# Living in Thailand



## Rustyo (Jul 2, 2011)

Hi i'm new the forums but have been reading them for some time now.

I am due over in a short while to get married to my lovely thai girlfriend.
I am slowly wrapping things up here, but stuck on couple of things.

My first question is this: Do i need to show a sustainable income to reside in thailand once were married? Or just show enough in the bank account until i can source a job myself as my girlfriend works as a nurse.

My second question is this: Can i come over on a 30 day tourist visa and get that extended or do i have to apply for the over 30 day visa?

thanks in advance


----------



## Song_Si (Jun 11, 2010)

Hi, and welcome - and congrats on your future wedding; I've only attended one full/traditional Thai wedding, we hosted my partner's sister and (now) husband in January of this year and it was a very enjoyable/interesting experience for me.

Will answer your Q2 first - if you fly into Thailand you'll get a 30 day _'permit to stay_' stamp in your passport, not a visa. (UK citizens are 'visa exempt' for 30 days)

If you wish to stay longer than 30 days on this visit, best to apply for a Tourist Visa in your home country.

A _Tourist Visa_ will allow you to stay for 60 days, and can be extended by a further 30 days at any office of Thai Immigration for a fee of 1900 baht, about 40GBP, so you have 90 days without leaving the country.

Some embassies/consulates will issue a _double-entry Tourist Visa_ - same as above, and at 90 days you need to leave the country and return to activate the second 60 + 30 days, so a quick border crossing into a neighbouring country, grab a bottle of duty free and walk back into Thailand. 


****************


I am not overly familiar with the requirements for a UK person getting married to a Thai - it is a_ Non-immgrant O visa_

from the British Embassy website

Guidance for British nationals wishing to marry in Thailand
The marriage will only be recognised under UK law if it is valid under Thai law.
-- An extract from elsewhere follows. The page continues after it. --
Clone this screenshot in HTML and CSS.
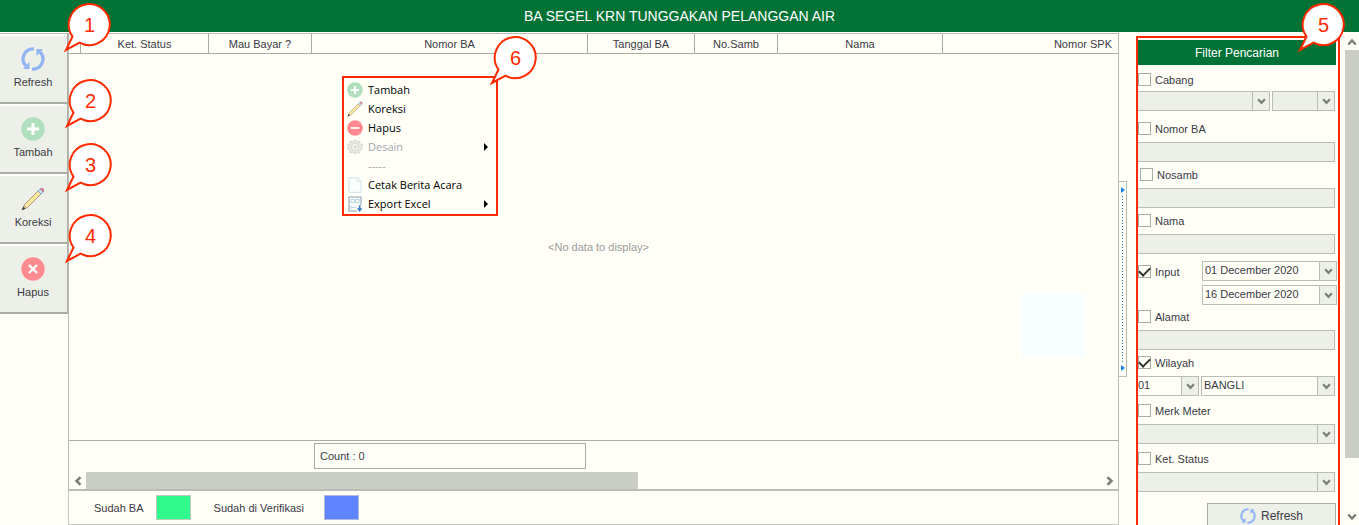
FILE: index.html
```html
<!DOCTYPE html>
<html lang="id">
<head>
<meta charset="utf-8">
<title>BA Segel KRN Tunggakan Pelanggan Air</title>
<link rel="stylesheet" href="styles.css">
</head>
<body>
<svg class="defs" aria-hidden="true">
  <symbol id="i-refresh" viewBox="0 0 24 24">
    <g fill="none" stroke="#93b4f3" stroke-width="3.2">
      <path d="M13 2A10 10 0 0 0 5 19"/>
      <path d="M11 22A10 10 0 0 0 19 5"/>
    </g>
    <path d="M2 22h6.500v-7z M22 2h-6.500v7z" fill="#93b4f3"/>
  </symbol>
  <symbol id="i-plus" viewBox="0 0 24 24">
    <circle cx="12" cy="12" r="11.700" fill="#afdfbd"/>
    <path d="M12 6v12M6 12h12" stroke="#fff" stroke-width="3"/>
  </symbol>
  <symbol id="i-minus" viewBox="0 0 24 24">
    <circle cx="12" cy="12" r="11.700" fill="#ff8a90"/>
    <path d="M5.500 12h13" stroke="#fff" stroke-width="2.600"/>
  </symbol>
  <symbol id="i-cross" viewBox="0 0 24 24">
    <circle cx="12" cy="12" r="11.700" fill="#ff8a90"/>
    <path d="M8 8l8 8M16 8l-8 8" stroke="#fff" stroke-width="2.400"/>
  </symbol>
  <symbol id="i-pencil" viewBox="0 0 24 24">
    <path d="M1 23l2.200-5L17 4l3 3L6 20.800z" fill="#ffe9a0" stroke="#8d8565" stroke-width=".8"/>
    <path d="M1 23l2.200-5L6 20.800z" fill="#d9b98a"/>
    <path d="M1 23l1.200-3.300 2.200 2.100z" fill="#333"/>
    <path d="M17 4l2.200-2.200 3 3L20 7z" fill="#cfe6f5" stroke="#7f9db5" stroke-width=".8"/>
    <path d="M19.200 1.800Q20.500.6 22.200 1.800q1.400 1.700.2 3.100z" fill="#e8798c" stroke="#a86a78" stroke-width=".6"/>
  </symbol>
  <symbol id="i-gear" viewBox="0 0 24 24">
    <path d="M12 1l2.500 3.500L19 3l.5 4.500L23.500 9l-2 3 2 3-4 1.500L19 21l-4.500-1.500L12 23l-2.500-3.500L5 21l-.5-4.500L.5 15l2-3-2-3 4-1.500L5 3l4.500 1.500z" fill="#e9ebe5" stroke="#cdd0c8" stroke-width="1.200"/>
    <circle cx="12" cy="12" r="5.500" fill="#f7f8f2" stroke="#cbcec6" stroke-width="1.200"/>
    <circle cx="12" cy="12" r="2.500" fill="#d9dbd4"/>
  </symbol>
  <symbol id="i-page" viewBox="0 0 24 24">
    <path d="M3 1h12.500L21 6.500V23H3z" fill="#fbfffc" stroke="#cfe2ea" stroke-width="1.500"/>
    <path d="M15.500 1v5.500H21" fill="none" stroke="#cfe2ea" stroke-width="1.500"/>
  </symbol>
  <symbol id="i-export" viewBox="0 0 24 24">
    <path d="M15 22.500H3V1.500h18V14" fill="none" stroke="#8aa0b4" stroke-width="1.600"/>
    <path d="M6 5h5v5H6zM13 5h5v5h-5zM6 17h8M6 14v6" fill="none" stroke="#b7d3df" stroke-width="1.500"/>
    <path d="M19 14v6" stroke="#3c78c8" stroke-width="2.600"/>
    <path d="M14.800 18.500h8.400L19 24z" fill="#3c78c8"/>
  </symbol>
  <symbol id="i-down" viewBox="0 0 8 8">
    <path d="M1 2l3 3.200L7 2" fill="none" stroke="#7b7f75" stroke-width="2"/>
  </symbol>
  <symbol id="i-callout" viewBox="0 0 50 50">
    <path d="M2 47L8.500 33.500A20.500 20.500 0 1 1 15.500 39.700z" fill="#fff" stroke="#ff2a00" stroke-width="2"/>
  </symbol>
</svg>

<div class="app">
  <header class="title-bar"><h1>BA SEGEL KRN TUNGGAKAN PELANGGAN AIR</h1></header>

  <div class="workspace">
    <nav class="toolbar" aria-label="Aksi">
      <button type="button"><svg><use href="#i-refresh"/></svg>Refresh</button>
      <button type="button"><svg><use href="#i-plus"/></svg>Tambah</button>
      <button type="button"><svg><use href="#i-pencil"/></svg>Koreksi</button>
      <button type="button"><svg><use href="#i-cross"/></svg>Hapus</button>
    </nav>

    <main class="content">
      <section class="grid">
        <table>
          <colgroup><col class="c-mark"><col class="c-status"><col class="c-bayar"><col class="c-nomor"><col class="c-tanggal"><col class="c-samb"><col class="c-nama"><col></colgroup>
          <thead>
            <tr><th></th><th>Ket. Status</th><th>Mau Bayar ?</th><th>Nomor BA</th><th>Tanggal BA</th><th>No.Samb</th><th>Nama</th><th class="last">Nomor SPK</th></tr>
          </thead>
        </table>
        <div class="grid-body"><p>&lt;No data to display&gt;</p></div>
        <div class="summary"><div class="count">Count : 0</div></div>
        <div class="scroll-x">
          <button type="button" class="sb left" aria-label="Geser kiri"><svg><use href="#i-down"/></svg></button>
          <div class="track"><div class="thumb"></div></div>
          <button type="button" class="sb right" aria-label="Geser kanan"><svg><use href="#i-down"/></svg></button>
        </div>
        <div class="ghost"></div>
      </section>
      <footer class="legend">
        <span>Sudah BA</span><i class="swatch green"></i>
        <span>Sudah di Verifikasi</span><i class="swatch blue"></i>
      </footer>
    </main>

    <div class="splitter"><i></i><b></b><i></i></div>

    <aside class="side">
      <form class="filter">
        <h2>Filter Pencarian</h2>

        <div class="field pair">
          <label class="check"><input type="checkbox">Cabang</label>
          <div class="row">
            <div class="combo grow off"><select aria-label="Kode cabang"><option></option></select><span><svg><use href="#i-down"/></svg></span></div>
            <div class="combo small off"><select aria-label="Nama cabang"><option></option></select><span><svg><use href="#i-down"/></svg></span></div>
          </div>
        </div>
        <div class="field roomy">
          <label class="check"><input type="checkbox">Nomor BA</label>
          <input type="text" class="text" aria-label="Nomor BA">
        </div>
        <div class="field">
          <label class="check inset"><input type="checkbox">Nosamb</label>
          <input type="text" class="text" aria-label="Nosamb">
        </div>
        <div class="field">
          <label class="check"><input type="checkbox">Nama</label>
          <input type="text" class="text" aria-label="Nama">
        </div>
        <div class="field dates">
          <label class="check"><input type="checkbox" checked>Input</label>
          <div class="date-list">
            <div class="combo"><select aria-label="Tanggal awal"><option>01 December 2020</option></select><span><svg><use href="#i-down"/></svg></span></div>
            <div class="combo"><select aria-label="Tanggal akhir"><option>16 December 2020</option></select><span><svg><use href="#i-down"/></svg></span></div>
          </div>
        </div>
        <div class="field tight">
          <label class="check"><input type="checkbox">Alamat</label>
          <input type="text" class="text" aria-label="Alamat">
        </div>
        <div class="field">
          <label class="check"><input type="checkbox" checked>Wilayah</label>
          <div class="row">
            <div class="combo code"><select aria-label="Kode wilayah"><option>01</option></select><span><svg><use href="#i-down"/></svg></span></div>
            <div class="combo grow"><select aria-label="Nama wilayah"><option>BANGLI</option></select><span><svg><use href="#i-down"/></svg></span></div>
          </div>
        </div>
        <div class="field roomy">
          <label class="check"><input type="checkbox">Merk Meter</label>
          <div class="combo off"><select aria-label="Merk Meter"><option></option></select><span><svg><use href="#i-down"/></svg></span></div>
        </div>
        <div class="field roomy">
          <label class="check"><input type="checkbox">Ket. Status</label>
          <div class="combo off"><select aria-label="Ket. Status"><option></option></select><span><svg><use href="#i-down"/></svg></span></div>
        </div>
        <button type="button" class="refresh"><svg><use href="#i-refresh"/></svg>Refresh</button>
      </form>
      <div class="scroll-y">
        <button type="button" class="sb up" aria-label="Gulir atas"><svg><use href="#i-down"/></svg></button>
        <div class="track"><div class="thumb"></div></div>
        <button type="button" class="sb down" aria-label="Gulir bawah"><svg><use href="#i-down"/></svg></button>
      </div>
    </aside>
  </div>

  <div class="menu" role="menu">
    <button type="button" role="menuitem"><svg><use href="#i-plus"/></svg>Tambah</button>
    <button type="button" role="menuitem"><svg><use href="#i-pencil"/></svg>Koreksi</button>
    <button type="button" role="menuitem"><svg><use href="#i-minus"/></svg>Hapus</button>
    <button type="button" role="menuitem" class="sub" disabled><svg><use href="#i-gear"/></svg>Desain</button>
    <button type="button" role="menuitem" disabled><svg></svg>-----</button>
    <button type="button" role="menuitem"><svg><use href="#i-page"/></svg>Cetak Berita Acara</button>
    <button type="button" role="menuitem" class="sub"><svg><use href="#i-export"/></svg>Export Excel</button>
  </div>

  <div class="callout n1"><svg><use href="#i-callout"/></svg><span>1</span></div>
  <div class="callout n2"><svg><use href="#i-callout"/></svg><span>2</span></div>
  <div class="callout n3"><svg><use href="#i-callout"/></svg><span>3</span></div>
  <div class="callout n4"><svg><use href="#i-callout"/></svg><span>4</span></div>
  <div class="callout n5"><svg><use href="#i-callout"/></svg><span>5</span></div>
  <div class="callout n6"><svg><use href="#i-callout"/></svg><span>6</span></div>
</div>
</body>
</html>
```
FILE: styles.css
```css
:root {
  --paper: #fffff8;
  --green: #007236;
  --panel: #edf0e8;
  --line: #aaaea2;
  --line-soft: #b9bdb3;
  --thumb: #cbcec5;
  --ink: #3a3a44;
  --red: #ff2a00;
}
* { box-sizing: border-box; }
body {
  margin: 0;
  background: var(--paper);
  color: var(--ink);
  font: 11px/14px "Liberation Sans", Arial, sans-serif;
}
button, input, select { font: inherit; color: inherit; margin: 0; border-radius: 0; }
h1, h2, p { margin: 0; font-weight: normal; }
.defs { position: absolute; width: 0; height: 0; }

.app { position: relative; display: flex; flex-direction: column; height: 100vh; overflow: hidden; }
.title-bar { flex: none; height: 32px; background: var(--green); color: #fff; text-align: center; }
.title-bar h1 { font-size: 14px; line-height: 32px; }
.workspace { flex: 1; display: flex; min-height: 0; padding-top: 1px; }

.toolbar { width: 68px; border-top: 1px solid var(--line-soft); }
.toolbar button {
  display: flex; flex-direction: column; align-items: center; justify-content: center; gap: 4px;
  width: 100%; height: 70px; padding: 0 1px 0 0;
  border: solid var(--line); border-width: 0 1px 2px 0;
  box-shadow: inset 0 2px #fff;
  background: var(--panel);
}
.toolbar svg { width: 24px; height: 24px; }

.content { flex: 1; min-width: 0; display: flex; flex-direction: column; }
.grid {
  position: relative; flex: 1; display: flex; flex-direction: column;
  border: 1px solid var(--line-soft); border-bottom-width: 2px;
}
table { width: 100%; table-layout: fixed; border-collapse: separate; border-spacing: 0; }
th {
  height: 20px; padding: 1px 0 0; font-weight: normal; text-align: center; line-height: 18px;
  border-right: 1px solid var(--line); border-bottom: 1px solid var(--line);
}
th.last { text-align: right; padding-right: 6px; border-right: 0; }
.c-mark { width: 12px; }
.c-status { width: 128px; }
.c-bayar { width: 103px; }
.c-nomor { width: 276px; }
.c-tanggal { width: 107px; }
.c-samb { width: 83px; }
.c-nama { width: 165px; }
.grid-body { flex: 1; display: grid; place-items: center; padding-left: 10px; color: #9a9a9a; }
.ghost { position: absolute; right: 32px; top: 260px; width: 64px; height: 64px; background: #f8ffff; }
.summary { height: 32px; padding: 2px 0 3px 245px; border-top: 1px solid var(--line); }
.count { width: 272px; height: 26px; padding-left: 5px; line-height: 24px; border: 1px solid var(--line); }

.sb { display: grid; place-items: center; flex: none; padding: 0; border: 0; background: none; }
.sb svg { width: 10px; height: 10px; }
.left svg { rotate: 90deg; }
.right svg { rotate: -90deg; }
.up svg { rotate: 180deg; }
.track { flex: 1; }
.thumb { background: var(--thumb); }
.scroll-x { display: flex; height: 17px; }
.scroll-x .sb { width: 17px; }
.scroll-x .thumb { width: 54.4%; height: 100%; }

.legend {
  display: flex; align-items: center; height: 34px; padding-left: 25px;
  border: 1px solid #c8cbc2; border-top: 0;
}
.swatch { width: 35px; height: 25px; border: 1px solid #b9cdb9; }
.green { margin: 0 23px 0 12px; background: #30fa8c; }
.blue { margin-left: 20px; background: #6084ff; border-color: #b0b8e0; }

.splitter {
  align-self: flex-start; display: flex; flex-direction: column; align-items: center;
  width: 8px; height: 196px; margin: 148px 9px 0 0; padding: 5px 0;
  border: 1px solid var(--line-soft); border-left: 0;
}
.splitter i { border: solid transparent; border-width: 3px 0 3px 4px; border-left-color: #1583e8; }
.splitter b {
  flex: 1; width: 1px; margin: 3px 0;
  background: repeating-linear-gradient(#1f7fc8 0 1px, transparent 1px 3px);
}

.side { display: flex; gap: 5px; }
.filter { width: 204px; margin-top: 3px; padding: 2px 2px 0 0; border: 2px solid var(--red); border-bottom: 0; }
.filter h2 {
  height: 25px; margin-bottom: 8px; background: var(--green); color: #fff;
  font-size: 12px; line-height: 26px; text-align: center;
}
.field { display: flex; flex-direction: column; gap: 7px; margin: 6px 1px 0 0; }
.pair { gap: 5px; margin-bottom: 11px; }
.roomy { margin-top: 8px; }
.pair + .roomy { margin-top: 0; }
h2 + .field { margin-top: 0; }
.check { display: flex; align-items: center; gap: 4px; height: 13px; line-height: 12px; }
.check input {
  appearance: none; display: grid; place-items: center;
  width: 13px; height: 13px; background: var(--paper); border: 1px solid var(--line);
}
.check input:checked::before {
  content: ""; width: 9px; height: 5px; margin-bottom: 2px;
  border: solid #2f312c; border-width: 0 0 2px 2px; rotate: -45deg;
}
.inset { padding-left: 2px; }
.text { width: 100%; height: 20px; border: 1px solid var(--line-soft); border-left: 0; background: var(--panel); }
.row { display: flex; gap: 2px; }
.combo { display: grid; grid-template-columns: 1fr 18px; height: 20px; }
.combo select {
  grid-area: 1 / 1 / 2 / 3; appearance: none; width: 100%; padding: 0 18px 2px 2px;
  border: 1px solid var(--line-soft); background: var(--paper);
}
.combo span {
  grid-area: 1 / 2; display: grid; place-items: center; pointer-events: none;
  border: 1px solid var(--line-soft); background: var(--panel);
}
.combo svg { width: 9px; height: 9px; }
.combo.off select { background: var(--panel); }
.grow { flex: 1; }
.small { width: 63px; }
.code { width: 61px; }
.code select, .row .off.grow select, .field > .off select { padding-left: 0; border-left: 0; }
.dates { flex-direction: row; justify-content: space-between; margin: 7px 0 0; }
.dates .check { margin-top: 4px; }
.date-list { display: grid; gap: 4px; width: 135px; margin-right: -1px; }
.tight { margin-top: 5px; }
.refresh {
  display: flex; align-items: center; justify-content: center; gap: 5px;
  width: 129px; height: 25px; margin: 11px 0 0 auto; padding: 0;
  border: 1px solid var(--line); background: var(--panel); font-size: 12px;
}
.refresh svg { width: 16px; height: 16px; }
.scroll-y { display: flex; flex-direction: column; width: 14px; }
.scroll-y .sb { height: 17px; }
.scroll-y .thumb { height: 89%; }

.menu {
  position: absolute; left: 342px; top: 76px; width: 156px; padding: 2px 0 1px;
  border: 2px solid var(--red); background: var(--paper);
  font: 11px/19px "Open Sans", "Noto Sans", sans-serif; color: #000;
}
.menu button {
  display: flex; align-items: center; gap: 5px; width: 100%; height: 19px;
  padding: 0 8px 0 3px; border: 0; background: none;
}
.menu button:disabled { color: #a5a5ad; }
.menu svg { width: 16px; height: 16px; }
.sub::after { content: ""; margin-left: auto; border: solid transparent; border-width: 4px 0 4px 4px; border-left-color: #000; }

.callout { position: absolute; width: 50px; height: 50px; }
.callout svg { position: absolute; inset: 0; width: 50px; height: 50px; }
.callout span {
  position: relative; display: block; width: 51px; color: var(--red);
  font-size: 20px; line-height: 44px; text-align: center;
}
.n1 { left: 64px; top: 3px; }
.n2 { left: 65px; top: 79px; }
.n3 { left: 65px; top: 143px; }
.n4 { left: 65px; top: 214px; }
.n5 { right: 11px; top: 3px; }
.n6 { left: 490px; top: 36px; }
```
For it to be valid in Thai law, the marriage must be registered with the Registrar at an Amphur office (District Office). A religious ceremony on its own is not recognised as being valid under Thai law. In Thailand, wedding ceremonies/parties can be held separately from the marriage registration.

and from ThaiEmbassy.com

Marriage in Thailand for British Citizens

or a Google search on: "_Thailand Marriage Registration British Citizens_" - a legal firm has an information page.

hope this helps


----------



## Rustyo (Jul 2, 2011)

Thank you very much Song Si, that does help a great deal.


----------